Rita adds, "The question is not if you are going to college, it's what college are you going to."
But do longer school days and longer school years work? Research shows the extra time produces just a small gain in student achievement. The same research says what matters is quality time in the classroom, not quantity. KIPP teachers say they make every second count.
"Education is their route out," says Sean Jackson, KIPP math teacher. "There is a 3-fold commitment -- the staff, the kids and parents -- working really, really hard together."
Jackson says a longer school day is just one factor in a student's success.
"When you have the extended school day, it is high quality instruction, also character education and teamwork and support. So, when you get all those things, that mix, it's a winner of a combination," explains Jackson.
Majdanics says high quality teachers are an important part of the formula. "We're searching for the magic bullet and more time may seem like the magic bullet and more time is important. But more time with below average teachers probably won't lead to high academic gains."
KIPP officials say 85 percent of their 8th graders go on to college after high school compared to 20 to 30 percent of 8th graders from low income neighborhoods across the country.
"85 percent is a number [that] blows the status quo out of the water," adds Majdanics.
Gibbs High School leaders in St. Petersburg hope extending their school day will produce similar results. Starting in mid-October, students started receiving 44 additional minutes of instruction each day.
"We have lots of struggling students at our school," says reading teacher Kelly Maier.
The Gibbs High School teacher says about two-thirds of the students are below grade level in reading and math. Gibbs' D grade forced the state to intervene. Gibbs has three years to add 300 hours of instruction per school year.

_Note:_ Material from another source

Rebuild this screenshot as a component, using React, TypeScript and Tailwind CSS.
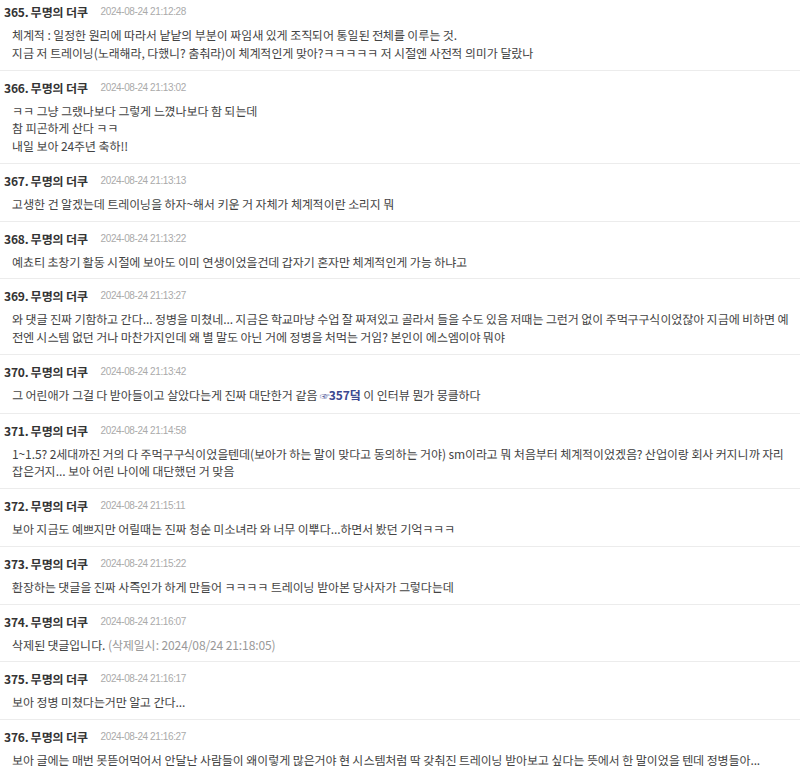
import React from "react";

type C = { n: number; date: string; lines: React.ReactNode[] };

const comments: C[] = [
  { n: 365, date: "2024-08-24 21:12:28", lines: ["체계적 : 일정한 원리에 따라서 낱낱의 부분이 짜임새 있게 조직되어 통일된 전체를 이루는 것.", "지금 저 트레이닝(노래해라, 다했니? 춤춰라)이 체계적인게 맞아?ㅋㅋㅋㅋㅋ 저 시절엔 사전적 의미가 달랐나"] },
  { n: 366, date: "2024-08-24 21:13:02", lines: ["ㅋㅋ 그냥 그랬나보다 그렇게 느꼈나보다 함 되는데", "참 피곤하게 산다 ㅋㅋ", "내일 보아 24주년 축하!!"] },
  { n: 367, date: "2024-08-24 21:13:13", lines: ["고생한 건 알겠는데 트레이닝을 하자~해서 키운 거 자체가 체계적이란 소리지 뭐"] },
  { n: 368, date: "2024-08-24 21:13:22", lines: ["예쵸티 초창기 활동 시절에 보아도 이미 연생이었을건데 갑자기 혼자만 체계적인게 가능 하냐고"] },
  { n: 369, date: "2024-08-24 21:13:27", lines: ["와 댓글 진짜 기함하고 간다... 정병을 미쳤네... 지금은 학교마냥 수업 잘 짜져있고 골라서 들을 수도 있음 저때는 그런거 없이 주먹구구식이었잖아 지금에 비하면 예전엔 시스템 없던 거나 마찬가지인데 왜 별 말도 아닌 거에 정병을 처먹는 거임? 본인이 에스엠이야 뭐야"] },
  { n: 370, date: "2024-08-24 21:13:42", lines: [<>그 어린애가 그걸 다 받아들이고 살았다는게 진짜 대단한거 같음 <span className="font-bold text-[#3b4890]"><span className="text-[10px] tracking-[-1px]">☞</span>357덬</span> 이 인터뷰 뭔가 뭉클하다</>] },
  { n: 371, date: "2024-08-24 21:14:58", lines: ["1~1.5? 2세대까진 거의 다 주먹구구식이었을텐데(보아가 하는 말이 맞다고 동의하는 거야) sm이라고 뭐 처음부터 체계적이었겠음? 산업이랑 회사 커지니까 자리잡은거지... 보아 어린 나이에 대단했던 거 맞음"] },
  { n: 372, date: "2024-08-24 21:15:11", lines: ["보아 지금도 예쁘지만 어릴때는 진짜 청순 미소녀라 와 너무 이뿌다...하면서 봤던 기억ㅋㅋㅋ"] },
  { n: 373, date: "2024-08-24 21:15:22", lines: ["환장하는 댓글을 진짜 사즉인가 하게 만들어 ㅋㅋㅋㅋ 트레이닝 받아본 당사자가 그렇다는데"] },
  { n: 374, date: "2024-08-24 21:16:07", lines: [<>삭제된 댓글입니다. <span className="text-[#999]">(삭제일시: 2024/08/24 21:18:05)</span></>] },
  { n: 375, date: "2024-08-24 21:16:17", lines: ["보아 정병 미쳤다는거만 알고 간다..."] },
  { n: 376, date: "2024-08-24 21:16:27", lines: ["보아 글에는 매번 못뜯어먹어서 안달난 사람들이 왜이렇게 많은거야 현 시스템처럼 딱 갖춰진 트레이닝 받아보고 싶다는 뜻에서 한 말이었을 텐데 정병들아..."] },
];

export default function App() {
  return (
    <div
      className="w-[800px] h-[773px] overflow-hidden bg-white"
      style={{ fontFamily: '"Noto Sans KR", "Noto Sans CJK KR", "Liberation Sans", sans-serif' }}
    >
      {comments.map((c, idx) => (
        <div
          key={c.n}
          className={`border-b border-[#ececec] pb-[8px] ${idx === 0 ? "pt-[3px]" : "pt-[8px]"}`}
        >
          <div className="flex items-center pl-[4px] h-[18px] leading-[18px]">
            <span className="text-[12px] font-bold text-[#333] tracking-[-0.2px]">{c.n}. 무명의 더쿠</span>
            <span
              className="ml-[13px] text-[10px] text-[#aaa] tracking-[-0.4px]"
              style={{ fontFamily: '"Liberation Sans", Arial, sans-serif' }}
            >
              {c.date}
            </span>
          </div>
          <div className="mt-[5px] pl-[12px] pr-[8px] text-[12px] leading-[17.75px] text-[#444] tracking-[-0.1px]">
            {c.lines.map((l, i) => (
              <div key={i}>{l}</div>
            ))}
          </div>
        </div>
      ))}
    </div>
  );
}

"We are bell to bell, every moment the students in our class have more opportunity for us to feed their brain," says Maier.

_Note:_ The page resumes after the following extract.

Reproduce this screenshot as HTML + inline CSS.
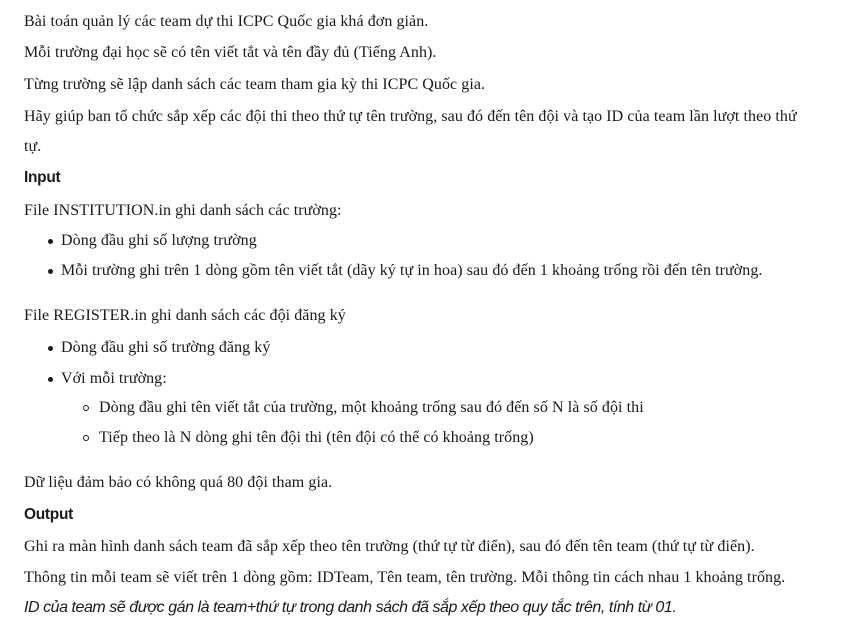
<!DOCTYPE html>
<html><head><meta charset="utf-8"><style>
html,body{margin:0;padding:0;background:#fff;width:845px;height:624px;overflow:hidden}
.l{position:absolute;left:24px;font-family:"Liberation Serif","Noto Serif CJK SC",serif;font-size:16px;line-height:20px;color:#1a1a1a;white-space:nowrap;letter-spacing:0.07px}
.h{font-family:"Liberation Sans",sans-serif;font-weight:bold;font-size:15.5px;letter-spacing:-0.3px}
.i{font-family:"Liberation Sans",sans-serif;font-style:italic;font-size:16px;letter-spacing:-0.45px}
.b{left:61px}.b::before{content:"";position:absolute;left:-13px;top:8px;width:5px;height:5px;border-radius:50%;background:#1a1a1a}
.c{left:99px}.c::before{content:"";position:absolute;left:-16px;top:7px;width:4px;height:4px;border-radius:50%;border:1px solid #1a1a1a}
</style></head><body>
<div class="l" style="top:12px">Bài toán quản lý các team dự thi ICPC Quốc gia khá đơn giản.</div>
<div class="l" style="top:43px">Mỗi trường đại học sẽ có tên viết tắt và tên đầy đủ (Tiếng Anh).</div>
<div class="l" style="top:75px">Từng trường sẽ lập danh sách các team tham gia kỳ thi ICPC Quốc gia.</div>
<div class="l" style="top:107px">Hãy giúp ban tổ chức sắp xếp các đội thi theo thứ tự tên trường, sau đó đến tên đội và tạo ID của team lần lượt theo thứ</div>
<div class="l" style="top:137px">tự.</div>
<div class="l h" style="top:168px">Input</div>
<div class="l" style="top:201px">File INSTITUTION.in ghi danh sách các trường:</div>
<div class="l b" style="top:231px">Dòng đầu ghi số lượng trường</div>
<div class="l b" style="top:261px">Mỗi trường ghi trên 1 dòng gồm tên viết tắt (dãy ký tự in hoa) sau đó đến 1 khoảng trống rồi đến tên trường.</div>
<div class="l" style="top:306px">File REGISTER.in ghi danh sách các đội đăng ký</div>
<div class="l b" style="top:338px">Dòng đầu ghi số trường đăng ký</div>
<div class="l b" style="top:369px">Với mỗi trường:</div>
<div class="l c" style="top:398px">Dòng đầu ghi tên viết tắt của trường, một khoảng trống sau đó đến số N là số đội thi</div>
<div class="l c" style="top:428px">Tiếp theo là N dòng ghi tên đội thi (tên đội có thể có khoảng trống)</div>
<div class="l" style="top:473px">Dữ liệu đảm bảo có không quá 80 đội tham gia.</div>
<div class="l h" style="top:505px">Output</div>
<div class="l" style="top:537px">Ghi ra màn hình danh sách team đã sắp xếp theo tên trường (thứ tự từ điển), sau đó đến tên team (thứ tự từ điển).</div>
<div class="l" style="top:568px">Thông tin mỗi team sẽ viết trên 1 dòng gồm: IDTeam, Tên team, tên trường. Mỗi thông tin cách nhau 1 khoảng trống.</div>
<div class="l i" style="top:598px">ID của team sẽ được gán là team+thứ tự trong danh sách đã sắp xếp theo quy tắc trên, tính từ 01.</div>
</body></html>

Last month, Gibbs switched from a seven period school day to a modified block schedule. Classes are now 95 minutes long. Despite some resistance, some students admit it's working.
"I've become more focused more active in class," says Nathaniel Sanders. The 17-year-old senior says the extra class time helps. "By being in the class longer, you have time to catch up on work, go ahead get the concept of your work and focus, instead of rushing through your work."

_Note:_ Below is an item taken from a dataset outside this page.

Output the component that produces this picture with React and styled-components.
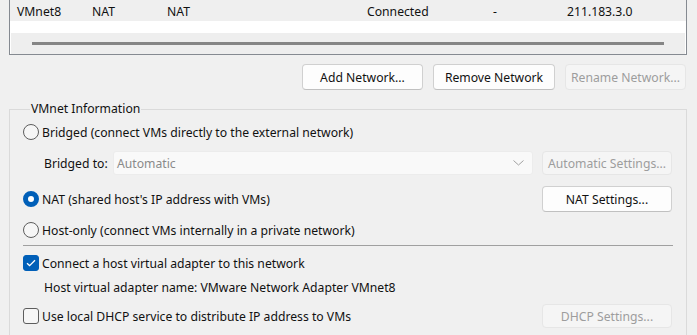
import React from 'react';
import styled, { createGlobalStyle } from 'styled-components';

const GlobalStyle = createGlobalStyle`
  html, body {
    margin: 0;
    padding: 0;
    background: #f0f0f0;
  }
  body {
    font-family: "Noto Sans", "Open Sans", sans-serif;
    font-size: 12.2px;
    color: #111111;
  }
`;

const Page = styled.div`
  width: 697px;
  height: 335px;
  overflow: hidden;
  background: #f0f0f0;
`;

const ListBox = styled.div`
  margin: 0 10px 0 9px;
  height: 54px;
  border: 1px solid #858a91;
  border-top: none;
  background: #ffffff;
  display: flex;
  flex-direction: column;
`;

const ListRow = styled.div`
  height: 21px;
  padding-top: 1px;
  box-sizing: border-box;
  background: #efefef;
  display: grid;
  grid-template-columns: 75px 75px 200px 126px 74px 1fr;
  align-items: center;
  padding-left: 7px;
`;

const Cell = styled.span`
  white-space: nowrap;
`;

const HScroll = styled.div`
  margin: 12px 1px 0 1px;
  height: 21px;
  background: #eeeeee;
  display: flex;
  align-items: center;
  padding-left: 21px;
`;

const Thumb = styled.div`
  width: 632px;
  height: 3px;
  background: #858585;
`;

const ButtonRow = styled.div`
  display: flex;
  justify-content: flex-end;
  gap: 10px;
  padding-right: 11px;
  margin-top: 9px;
`;

const Button = styled.button`
  width: ${(p) => p.$w || 130}px;
  height: ${(p) => p.$h || 26}px;
  box-sizing: border-box;
  font-family: inherit;
  font-size: 12.2px;
  border-radius: 4px;
  padding: 0;
  border: 1px solid ${(p) => (p.disabled ? '#e6e6e6' : '#d0d0d0')};
  border-bottom-color: ${(p) => (p.disabled ? '#e6e6e6' : '#c0c0c0')};
  background: ${(p) => (p.disabled ? '#f5f5f5' : '#fdfdfd')};
  color: ${(p) => (p.disabled ? '#9d9d9d' : '#111111')};
`;

const Group = styled.fieldset`
  margin: 11px 10px 0 9px;
  padding: 0 14px 20px 13px;
  border: 1px solid #dadada;
  min-width: 0;
`;

const Legend = styled.legend`
  margin-left: 7px;
  padding: 0 1px;
  line-height: 16px;
`;

const Row = styled.div`
  display: flex;
  align-items: center;
  justify-content: space-between;
  height: ${(p) => p.$h || 18}px;
  margin-top: ${(p) => p.$top || 0}px;
`;

const Option = styled.label`
  display: flex;
  align-items: center;
  gap: 3px;
  white-space: nowrap;
`;

const RadioMark = styled.span`
  width: 16px;
  height: 16px;
  box-sizing: border-box;
  border-radius: 50%;
  flex: none;
  border: ${(p) => (p.$on ? '5px solid #005fb8' : '1px solid #5d5d5d')};
  background: ${(p) => (p.$on ? '#ffffff' : '#f6f6f6')};
`;

const CheckMark = styled.span`
  width: 16px;
  height: 16px;
  box-sizing: border-box;
  border-radius: 3px;
  flex: none;
  display: flex;
  align-items: center;
  justify-content: center;
  border: 1px solid ${(p) => (p.$on ? '#005fb8' : '#5d5d5d')};
  background: ${(p) => (p.$on ? '#005fb8' : '#f6f6f6')};
`;

const Field = styled.div`
  display: flex;
  align-items: center;
  padding-left: 21px;
  flex: 1;
`;

const FieldLabel = styled.span`
  width: 69px;
  flex: none;
`;

const Combo = styled.div`
  width: 420px;
  height: 24px;
  box-sizing: border-box;
  border: 1px solid #ececec;
  border-radius: 3px;
  background: #f9f9f9;
  color: #8a8a8a;
  display: flex;
  align-items: center;
  justify-content: space-between;
  padding: 0 8px 0 3px;
`;

const Separator = styled.div`
  margin-top: 6px;
  height: 1px;
  background: #a0a0a0;
  margin-right: -1px;
`;

const Indented = styled.div`
  padding-left: 21px;
  white-space: nowrap;
`;

const Chevron = () => (
  <svg width="11" height="6" viewBox="0 0 11 6">
    <path d="M0.5 0.5 L5.5 5 L10.5 0.5" fill="none" stroke="#a0a0a0" strokeWidth="1" />
  </svg>
);

const Tick = () => (
  <svg width="10" height="8" viewBox="0 0 10 8">
    <path d="M1 4.2 L3.6 6.6 L9 1.2" fill="none" stroke="#ffffff" strokeWidth="1.3" />
  </svg>
);

export default function App() {
  return (
    <Page>
      <GlobalStyle />
      <ListBox>
        <ListRow>
          <Cell>VMnet8</Cell>
          <Cell>NAT</Cell>
          <Cell>NAT</Cell>
          <Cell>Connected</Cell>
          <Cell>-</Cell>
          <Cell>211.183.3.0</Cell>
        </ListRow>
        <HScroll>
          <Thumb />
        </HScroll>
      </ListBox>

      <ButtonRow>
        <Button $w={121}>Add Network...</Button>
        <Button $w={122}>Remove Network</Button>
        <Button $w={121} disabled>Rename Network...</Button>
      </ButtonRow>

      <Group>
        <Legend>VMnet Information</Legend>

        <Row $top={6}>
          <Option>
            <RadioMark />
            Bridged (connect VMs directly to the external network)
          </Option>
        </Row>

        <Row $top={10} $h={24}>
          <Field>
            <FieldLabel>Bridged to:</FieldLabel>
            <Combo>
              Automatic
              <Chevron />
            </Combo>
          </Field>
          <Button $h={24} disabled>Automatic Settings...</Button>
        </Row>

        <Row $top={11} $h={26}>
          <Option>
            <RadioMark $on />
            NAT (shared host's IP address with VMs)
          </Option>
          <Button>NAT Settings...</Button>
        </Row>

        <Row $top={9}>
          <Option>
            <RadioMark />
            Host-only (connect VMs internally in a private network)
          </Option>
        </Row>

        <Separator />

        <Row $top={8}>
          <Option>
            <CheckMark $on>
              <Tick />
            </CheckMark>
            Connect a host virtual adapter to this network
          </Option>
        </Row>

        <Row $top={6}>
          <Indented>Host virtual adapter name: VMware Network Adapter VMnet8</Indented>
        </Row>

        <Row $top={8} $h={24}>
          <Option>
            <CheckMark />
            Use local DHCP service to distribute IP address to VMs
          </Option>
          <Button $h={24} disabled>DHCP Settings...</Button>
        </Row>
      </Group>
    </Page>
  );
}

"Now we're learning more and our grades are better than they were last grading period," adds Chris Curry, 16, 10th grader.
A longer school day and longer school year -- a concept many educators believe will one day be the norm for all students.
KIPP plans to open two more schools in Jacksonville.
Gibbs school leaders say this year's FCAT will show whether or not the longer school days are working.
Isabel Mascarenas, 10 News
School Days May Lengthen in Florida
Posted on Thursday, December 30, 2010
TALLAHASSEE — A push for struggling schools to lengthen the school day may become a part of a larger education reform debate that lawmakers have hinted will be a major part of the spring 2011 legislative agenda. Key lawmakers in the Senate and House have already said that a revamped proposal on teacher merit pay that was vetoed by outgoing Gov. Charlie Crist last spring will be on the table and Democrats have signaled they are interested in talking about the issue.
But it’s possible that at least in the Senate, education committees will entertain a measure to extend the school day by one hour for the state’s lowest-performing schools. Newly elected state Sen. David Simmons, R-Altamonte Springs, who previously served in the House, has told fellow lawmakers, including Senate PreK-12 Chairman Sen. Steve Wise, R-Jacksonville, that he intends to file a bill extending the school day, and Wise said he is interested.
“I will take it up and then let him and the Appropriations Committee worry where the funding’s coming from because I think it’s essential that we start out with that and do something along those lines,” Wise said following his committee’s first meeting in Tallahassee this week.
The PreK-12 Education Appropriations Committee, which Simmons chairs, would likely be the first stop for any measure related to a longer school day because of the potential fiscal impact. Simmons’ chairmanship of the committee would likely ensure passage of the bill as long as he can develop a funding mechanism for the bill. It would then likely go to Wise’s committee for consideration. “If you’re an 'F' school, then I would highly endorse doing that and maybe that’s kind of what we do,” Wise said. The Florida Department of Education released its grades of Florida public schools; the grades are half-based on students’ performances on the state’s standardized exam. Ten Northeast Florida schools earned an A grade, up from nine last year, and the number of F schools dropped from six to two. Simmons’ proposal, which has not yet been filed, would target the lower schools. “In a period of about five years, they’ll end up having an extra year of schooling,” he told the News Service this month. State Sen. Bill Montford, D-Tallahassee, director of the Florida Association of District School Superintendents, said he has not had any extensive discussions with Simmons about the bill and the association has not been discussing it either.
As a lawmaker and former Leon County superintendent though, he wants to see a proposal extending the school day advance. “Superintendents in general support any effort to increase the amount of time that students are in class and before teachers,” Montford said. In Volusia County, low-performing schools have been experimenting with a longer school day for more than 10 years. It started as a voluntary program, but now it is a part of teachers' contracts. The teachers receive additional pay for a school day that is an hour longer. “The day is just an hour longer, so that way the teachers have more time because one of the problems we run into is they just don’t have enough time to get things done,” said Volusia Teachers’ Organization President Andrew Spar. Mark Pudlow, a spokesman for the Florida Education Association, said that if the matter does advance, the union would support if it operated like the system in the Volusia County schools where teachers are paid for the extra time.